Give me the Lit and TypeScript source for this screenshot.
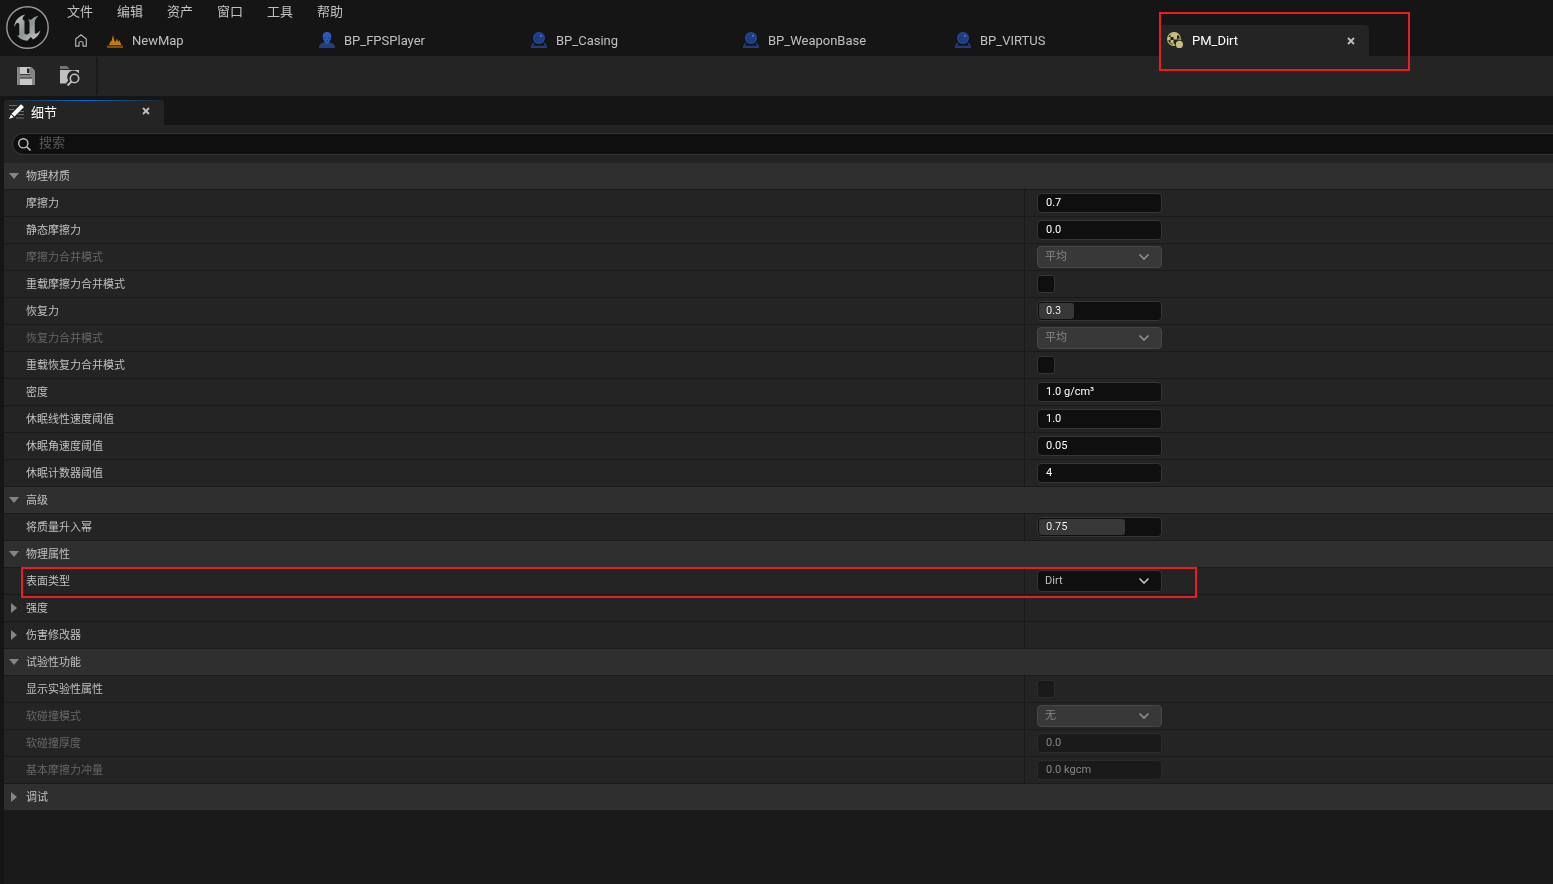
import { LitElement, html, svg, css, nothing, TemplateResult } from "lit";
import { customElement, property } from "lit/decorators.js";
import { classMap } from "lit/directives/class-map.js";
import { styleMap } from "lit/directives/style-map.js";

type Kind = "text" | "slider" | "select" | "check" | "none";

interface Row {
  id: string;
  label: string;
  kind: Kind;
  value?: string;
  ratio?: number;
  disabled?: boolean;
  labelDim?: boolean;
  expandable?: boolean;
  marked?: boolean;
}

interface Category {
  label: string;
  open: boolean;
  rows: Row[];
}

interface Tab {
  label: string;
  icon: "map" | "pawn" | "actor" | "physmat";
  active?: boolean;
}

const MENUS = ["文件", "编辑", "资产", "窗口", "工具", "帮助"];

const TABS: Tab[] = [
  { label: "NewMap", icon: "map" },
  { label: "BP_FPSPlayer", icon: "pawn" },
  { label: "BP_Casing", icon: "actor" },
  { label: "BP_WeaponBase", icon: "actor" },
  { label: "BP_VIRTUS", icon: "actor" },
  { label: "PM_Dirt", icon: "physmat", active: true },
];

const CATEGORIES: Category[] = [
  {
    label: "物理材质",
    open: true,
    rows: [
      { id: "friction", label: "摩擦力", kind: "text", value: "0.7" },
      { id: "static-friction", label: "静态摩擦力", kind: "text", value: "0.0" },
      { id: "friction-mode", label: "摩擦力合并模式", kind: "select", value: "平均", disabled: true, labelDim: true },
      { id: "override-friction", label: "重载摩擦力合并模式", kind: "check" },
      { id: "restitution", label: "恢复力", kind: "slider", value: "0.3", ratio: 0.3 },
      { id: "restitution-mode", label: "恢复力合并模式", kind: "select", value: "平均", disabled: true, labelDim: true },
      { id: "override-restitution", label: "重载恢复力合并模式", kind: "check" },
      { id: "density", label: "密度", kind: "text", value: "1.0 g/cm³" },
      { id: "sleep-linear", label: "休眠线性速度阈值", kind: "text", value: "1.0" },
      { id: "sleep-angular", label: "休眠角速度阈值", kind: "text", value: "0.05" },
      { id: "sleep-counter", label: "休眠计数器阈值", kind: "text", value: "4" },
    ],
  },
  {
    label: "高级",
    open: true,
    rows: [{ id: "mass-power", label: "将质量升入幂", kind: "slider", value: "0.75", ratio: 0.75 }],
  },
  {
    label: "物理属性",
    open: true,
    rows: [
      { id: "surface-type", label: "表面类型", kind: "select", value: "Dirt", marked: true },
      { id: "strength", label: "强度", kind: "none", expandable: true },
      { id: "damage", label: "伤害修改器", kind: "none", expandable: true },
    ],
  },
  {
    label: "试验性功能",
    open: true,
    rows: [
      { id: "show-experimental", label: "显示实验性属性", kind: "check", disabled: true },
      { id: "soft-mode", label: "软碰撞模式", kind: "select", value: "无", disabled: true, labelDim: true },
      { id: "soft-thickness", label: "软碰撞厚度", kind: "text", value: "0.0", disabled: true, labelDim: true },
      { id: "base-impulse", label: "基本摩擦力冲量", kind: "text", value: "0.0 kgcm", disabled: true, labelDim: true },
    ],
  },
  { label: "调试", open: false, rows: [] },
];

const ICONS: Record<Tab["icon"], TemplateResult> = {
  map: svg`
    <path d="M0 13.500 H16 V16 H0Z" fill="#7d5009"/>
    <path d="M2 13 L3.500 9.500 L4.500 9 L6 3 L7.500 9 L8.500 10 L10 6.500 L11.200 10 L12.200 8 L14.500 13Z" fill="#c67c05"/>`,
  pawn: svg`
    <path d="M0 16 V14.500 C.5 12 2.500 11.500 5 10.300 H11 C13.500 11.500 15.500 12 16 14.500 V16Z" fill="#243f7d"/>
    <path d="M8 0 C10.900 0 12.500 1.800 12.300 5 C12.100 7 11.200 8.500 10.200 10 C9.500 11.200 8.800 11.600 8 11.600 S6.500 11.200 5.800 10 C4.800 8.500 3.900 7 3.700 5 C3.500 1.800 5.100 0 8 0Z" fill="#2c5bc0"/>
    <path d="M5.300 5.500 H7 V6.500 H5.500Z M9 5.500 H10.700 L10.500 6.500 H9Z" fill="#142a5c"/>
    <path d="M7 8.800 H9" stroke="#142a5c" stroke-width=".8"/>`,
  actor: svg`
    <path d="M2.300 10.500 L0 14 V16 H16 V14 L13.700 10.500 L12.700 11.500 L13.800 13.800 H2.200 L3.300 11.500Z" fill="#233c78"/>
    <circle cx="8" cy="6" r="6" fill="#2348a0"/>
    <circle cx="8" cy="6" r="4.600" fill="#203c7a"/>
    <circle cx="9.900" cy="3.900" r="1.100" fill="#3f70dc"/>`,
  physmat: svg`
    <circle cx="7" cy="7" r="6.400" fill="#20201c" stroke="#c5bd7d" stroke-width="1.100"/>
    <path d="M3.500 1.700 L6.500 .6 H9 L11 1.600 V3.500 H6.500 V5 H3.500Z M6.500 3.500 H10 V7.500 H6.500Z M.8 5 H3.500 V8 H.8Z M3.500 8 H6.500 V11.500 H3.500Z M6 11.500 H7.500 V13.500 L5 13Z M10.800 7.500 H13.200 L12.500 8.500 H10.800Z" fill="#c5bd7d"/>
    <circle cx="12.400" cy="12.400" r="4.500" fill="#242424"/>
    <circle cx="12.400" cy="12.400" r="3.600" fill="#c5bd7d"/>
    <path d="M11 7.800 A1.500 1.500 0 0 1 14 7.800" fill="none" stroke="#8d885b" stroke-width="1"/>`,
};

const closeIcon = html`<svg width="8" height="8" viewBox="0 0 8 8" aria-hidden="true">
  <path d="M1 1 L7 7 M7 1 L1 7" stroke="#c0c0c0" stroke-width="1.800" fill="none" />
</svg>`;

const caret = (open: boolean) => html`<svg class="caret" width="10" height="10" viewBox="0 0 10 10" aria-hidden="true">
  ${open ? svg`<path d="M0 2 H10 L5 8Z" fill="#858585"/>` : svg`<path d="M2 0 L8 5 L2 10Z" fill="#858585"/>`}
</svg>`;

const sharedStyles = css`
  * {
    box-sizing: border-box;
  }
  button,
  input,
  select {
    margin: 0;
    font: inherit;
    color: inherit;
    outline: none;
  }
  button {
    display: flex;
    align-items: center;
    padding: 0;
    border: 0;
    background: none;
  }
  svg {
    display: block;
    flex: none;
  }
  .mark {
    position: absolute;
    z-index: 2;
    border: 2px solid #ed1c24;
    pointer-events: none;
  }
`;

@customElement("editor-header")
export class EditorHeader extends LitElement {
  static styles = [
    sharedStyles,
    css`
      :host {
        display: flex;
        height: 56px;
        background: #151515;
        color: #c0c0c0;
        font-size: 13px;
      }
      .logo {
        flex: none;
        padding: 6px;
      }
      .main {
        flex: 1;
        min-width: 0;
        display: flex;
        flex-direction: column;
      }
      .menus {
        display: flex;
        gap: 24px;
        height: 25px;
        padding: 0 12px 4px;
      }
      .strip {
        display: flex;
        height: 31px;
      }
      .home {
        flex: none;
        width: 45px;
        padding-left: 20px;
      }
      .tabs {
        display: flex;
        gap: 3px;
      }
      .tab {
        position: relative;
        display: flex;
        align-items: center;
        width: 209px;
        padding: 0 14px 0 7px;
        border-radius: 4px 4px 0 0;
      }
      .tab.active {
        background: #242424;
        color: #fff;
      }
      .title {
        flex: 1;
        gap: 9px;
      }
      .title svg {
        margin-bottom: 2px;
      }
      .mark {
        top: -13px;
        left: -1px;
        width: 251px;
        height: 59px;
      }
    `,
  ];

  render() {
    return html`
      <svg class="logo" width="55" height="55" viewBox="0 0 43 43" aria-hidden="true">
        <defs>
          <linearGradient id="steel" x1="0" y1="0" x2="1" y2="1">
            <stop offset="0" stop-color="#c4c8c8" />
            <stop offset=".5" stop-color="#8d9393" />
            <stop offset="1" stop-color="#c8cccc" />
          </linearGradient>
        </defs>
        <circle cx="21.500" cy="21.500" r="20.700" fill="#111" stroke="#9b9b9b" stroke-width="1.400" />
        <g transform="translate(-.1 -.100) scale(1.800)">
          <path
            fill="url(#steel)"
            d="M19.130 13.729c-.206.997-1.126 3.557-4.060 4.942l-1.179-1.325-1.988 2a7.338 7.338 0 0 1-5.804-2.978 2.859 2.859 0 0 0 .65.123c.326.006.678-.114.678-.66v-5.394a.89.89 0 0 0-1.116-.89c-.92.212-1.656 2.509-1.656 2.509a7.304 7.304 0 0 1 2.528-5.597 7.408 7.408 0 0 1 3.730-1.721c-1.006.573-1.570 1.507-1.570 2.290 0 1.262.76 1.109.984.923v7.280a1.157 1.157 0 0 0 .148.256 1.075 1.075 0 0 0 .88.445c.76 0 1.747-.868 1.747-.868V9.172c0-.6-.452-1.324-.905-1.572 0 0 .838-.149 1.484.346a5.537 5.537 0 0 1 .387-.425c1.508-1.480 2.929-1.902 4.112-2.112 0 0-2.151 1.690-2.151 3.960 0 1.687.043 5.801.043 5.801.799.771 1.986-.342 3.059-1.441Z"
          />
        </g>
      </svg>
      <div class="main">
        <nav class="menus">${MENUS.map((m) => html`<button type="button">${m}</button>`)}</nav>
        <div class="strip">
          <button class="home" type="button" aria-label="Home">
            <svg width="12" height="13" viewBox="0 0 12 13" aria-hidden="true">
              <path
                d="M.700 5 L6 .8 L11.300 5 V12.200 H8 V9 Q8 7.500 6 7.500 T4 9 V12.200 H.7Z"
                fill="none"
                stroke="#b0b0b0"
                stroke-width="1.200"
                stroke-linejoin="round"
              />
            </svg>
          </button>
          <div class="tabs">
            ${TABS.map(
              (t) => html`<div class=${classMap({ tab: true, active: !!t.active })}>
                <button class="title" type="button">
                  <svg width="16" height="16" viewBox="0 0 16 16" aria-hidden="true">${ICONS[t.icon]}</svg>
                  <span>${t.label}</span>
                </button>
                ${t.active
                  ? html`<button type="button" aria-label="Close">${closeIcon}</button>
                      <div class="mark"></div>`
                  : nothing}
              </div>`
            )}
          </div>
        </div>
      </div>
    `;
  }
}

@customElement("asset-toolbar")
export class AssetToolbar extends LitElement {
  static styles = [
    sharedStyles,
    css`
      :host {
        display: flex;
        height: 40px;
        background: #242424;
      }
      .tools {
        display: flex;
        gap: 24px;
        margin: 1px 0;
        padding: 0 16px 0 17px;
        border-right: 2px solid #1a1a1a;
      }
    `,
  ];

  render() {
    return html`
      <div class="tools">
        <button type="button" aria-label="Save">
          <svg width="18" height="18" viewBox="0 0 18 18" aria-hidden="true">
            <path d="M0 0 H14.500 L18 3.500 V18 H0Z" fill="#858585" />
            <path d="M3 0 H13 V7.500 H3Z M3 11.500 H15 V18 H3Z" fill="#c8c8c8" />
            <path d="M10 1.500 H12.500 V6 H10Z" fill="#242424" />
            <path d="M3 7.500 H13 M3 11 H15" stroke="#3a3a3a" stroke-width="1" />
          </svg>
        </button>
        <button type="button" aria-label="Browse">
          <svg width="21" height="20" viewBox="0 0 21 20" aria-hidden="true">
            <path d="M1 0 H8 L10.500 3 H1Z" fill="#757575" />
            <path d="M1 4 H20 V7.500 A6.300 6.300 0 0 0 9.200 14.500 L7 17.500 H1Z" fill="#c0c0c0" />
            <circle cx="15.500" cy="12.500" r="6" fill="#242424" />
            <circle cx="15.500" cy="12.500" r="4.200" fill="none" stroke="#c0c0c0" stroke-width="1.600" />
            <path d="M12.500 15.500 L8.500 19.500" stroke="#c0c0c0" stroke-width="2" />
          </svg>
        </button>
      </div>
    `;
  }
}

@customElement("property-row")
export class PropertyRow extends LitElement {
  @property({ attribute: false }) row!: Row;

  static styles = [
    sharedStyles,
    css`
      :host {
        position: relative;
        display: grid;
        grid-template-columns: 1021fr 528fr;
        height: 27px;
        border-bottom: 1px solid #1a1a1a;
        background: #242424;
      }
      .name {
        display: flex;
        align-items: center;
        padding: 0 0 3px 22px;
        border-right: 1px solid #1a1a1a;
      }
      .name.expandable {
        gap: 7px;
        padding-left: 5px;
      }
      .name.expandable .caret {
        margin-top: 3px;
      }
      .name.dim {
        color: #666;
      }
      .value {
        display: flex;
        align-items: center;
        padding-left: 12px;
      }
      .field {
        display: grid;
        width: 125px;
      }
      .field > * {
        grid-area: 1 / 1;
      }
      .text {
        width: 100%;
        height: 20px;
        padding: 0 8px 2px;
        border: 1px solid #353535;
        border-radius: 4px;
        background: #0f0f0f;
        color: #fff;
      }
      .text:disabled {
        border-color: #2b2b2b;
        background: #1a1a1a;
        color: #888;
      }
      .fill {
        z-index: 1;
        height: 16px;
        margin: 2px;
        border-radius: 3px;
        background: #383838;
        mix-blend-mode: lighten;
        pointer-events: none;
      }
      .drop {
        width: 100%;
        height: 22px;
        padding: 0 24px 2px 7px;
        border: 1px solid #353535;
        border-radius: 4px;
        background: #0f0f0f;
        color: #c0c0c0;
        appearance: none;
      }
      .drop:disabled {
        border-color: #484848;
        background: #383838;
        color: #888;
        opacity: 1;
      }
      .chevron {
        place-self: center end;
        margin-right: 13px;
        color: #c0c0c0;
        pointer-events: none;
      }
      .drop:disabled + .chevron {
        color: #909090;
      }
      .check {
        width: 18px;
        height: 18px;
        border: 1px solid #353535;
        border-radius: 3px;
        background: #0f0f0f;
        appearance: none;
      }
      .check:disabled {
        border-color: #2b2b2b;
        background: #1a1a1a;
      }
      .mark {
        top: -1px;
        left: 17px;
        width: 1176px;
        height: 31px;
      }
    `,
  ];

  private control() {
    const r = this.row;
    switch (r.kind) {
      case "text":
        return html`<div class="field">
          <input class="text" id=${r.id} type="text" .value=${r.value ?? ""} ?disabled=${r.disabled} />
        </div>`;
      case "slider":
        return html`<div class="field">
          <input class="text" id=${r.id} type="text" .value=${r.value ?? ""} />
          <div class="fill" style=${styleMap({ width: `${(r.ratio ?? 0) * 92}%` })}></div>
        </div>`;
      case "select":
        return html`<div class="field">
          <select class="drop" id=${r.id} ?disabled=${r.disabled}>
            <option>${r.value}</option>
          </select>
          <svg class="chevron" width="10" height="6" viewBox="0 0 10 6" aria-hidden="true">
            <path d="M1 1 L5 5 L9 1" fill="none" stroke="currentColor" stroke-width="1.700" stroke-linecap="round" />
          </svg>
        </div>`;
      case "check":
        return html`<input class="check" id=${r.id} type="checkbox" ?disabled=${r.disabled} />`;
      default:
        return nothing;
    }
  }

  render() {
    const r = this.row;
    return html`
      ${r.expandable
        ? html`<button class="name expandable" type="button" aria-expanded="false">${caret(false)}<span>${r.label}</span></button>`
        : html`<label class=${classMap({ name: true, dim: !!r.labelDim })} for=${r.id}>${r.label}</label>`}
      <div class="value">${this.control()}</div>
      ${r.marked ? html`<div class="mark"></div>` : nothing}
    `;
  }
}

@customElement("details-panel")
export class DetailsPanel extends LitElement {
  static styles = [
    sharedStyles,
    css`
      :host {
        display: block;
        padding: 4px 0 0 4px;
        background: #151515;
      }
      .tab {
        display: flex;
        align-items: center;
        gap: 7px;
        width: 160px;
        height: 25px;
        padding: 0 14px 3px 5px;
        border-radius: 4px 4px 0 0;
        background:
          linear-gradient(90deg, #242424, #0070e0 50%, #242424) top / 100% 1px no-repeat,
          #242424;
        color: #fff;
        font-size: 13px;
      }
      .tab h2 {
        flex: 1;
        margin: 0;
        font: inherit;
      }
      .body {
        min-height: calc(100vh - 125px);
        background: #1a1a1a;
      }
      .searchbar {
        padding: 8px 0 8px 8px;
        background: #242424;
      }
      .search {
        display: flex;
        align-items: center;
        gap: 8px;
        height: 22px;
        padding-left: 5px;
        border: 1px solid #353535;
        border-right: 0;
        border-radius: 11px 0 0 11px;
        background: #0f0f0f;
        color: #c0c0c0;
        font-size: 13px;
      }
      .search input {
        flex: 1;
        min-width: 0;
        height: 20px;
        padding: 0 0 4px;
        border: 0;
        background: none;
      }
      .search input::placeholder {
        color: #575757;
      }
      .category {
        gap: 7px;
        width: 100%;
        height: 27px;
        padding: 0 5px 3px;
        border-bottom: 1px solid #1a1a1a;
        background: #2f2f2f;
      }
      .category .caret {
        margin-top: 3px;
      }
    `,
  ];

  render() {
    return html`
      <div class="tab">
        <svg width="15" height="15" viewBox="0 0 15 15" aria-hidden="true">
          <path d="M0 1.500 H8 M0 5.500 H5 M9 10.500 H15 M7 14 H15 M11 7.500 H15" stroke="#6c6c6c" stroke-width="1.200" />
          <path d="M12 .3 L15 3 L5.500 12.500 L2.500 9.700Z M2 10.500 L4.700 13.200 L0 15Z" fill="#fff" />
        </svg>
        <h2>细节</h2>
        <button type="button" aria-label="Close">${closeIcon}</button>
      </div>
      <div class="body">
        <div class="searchbar">
          <div class="search">
            <svg width="13" height="13" viewBox="0 0 13 13" aria-hidden="true">
              <circle cx="5.300" cy="5.300" r="4.600" fill="none" stroke="#c0c0c0" stroke-width="1.400" />
              <path d="M8.700 8.700 L12.500 12.500" stroke="#c0c0c0" stroke-width="1.600" />
            </svg>
            <input type="text" aria-label="搜索" placeholder="搜索" />
          </div>
        </div>
        ${CATEGORIES.map(
          (c) => html`
            <button class="category" type="button" aria-expanded=${c.open ? "true" : "false"}>
              ${caret(c.open)}<span>${c.label}</span>
            </button>
            ${c.rows.map((r) => html`<property-row .row=${r}></property-row>`)}
          `
        )}
      </div>
    `;
  }
}

@customElement("app-root")
export class AppRoot extends LitElement {
  static styles = css`
    :host {
      display: block;
      min-height: 100vh;
      overflow-x: hidden;
      background: #151515;
      color: #c0c0c0;
      font-family: Roboto, "Noto Sans CJK SC", sans-serif;
      font-size: 11px;
    }
  `;

  render() {
    return html`
      <editor-header></editor-header>
      <asset-toolbar></asset-toolbar>
      <details-panel></details-panel>
    `;
  }
}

§ Aim:
Scan the listing above for the word "this" and copy every line that holds it.

§ Answer below:
Give me the Lit and TypeScript source for this screenshot.
    const r = this.row;
    const r = this.row;
      <div class="value">${this.control()}</div>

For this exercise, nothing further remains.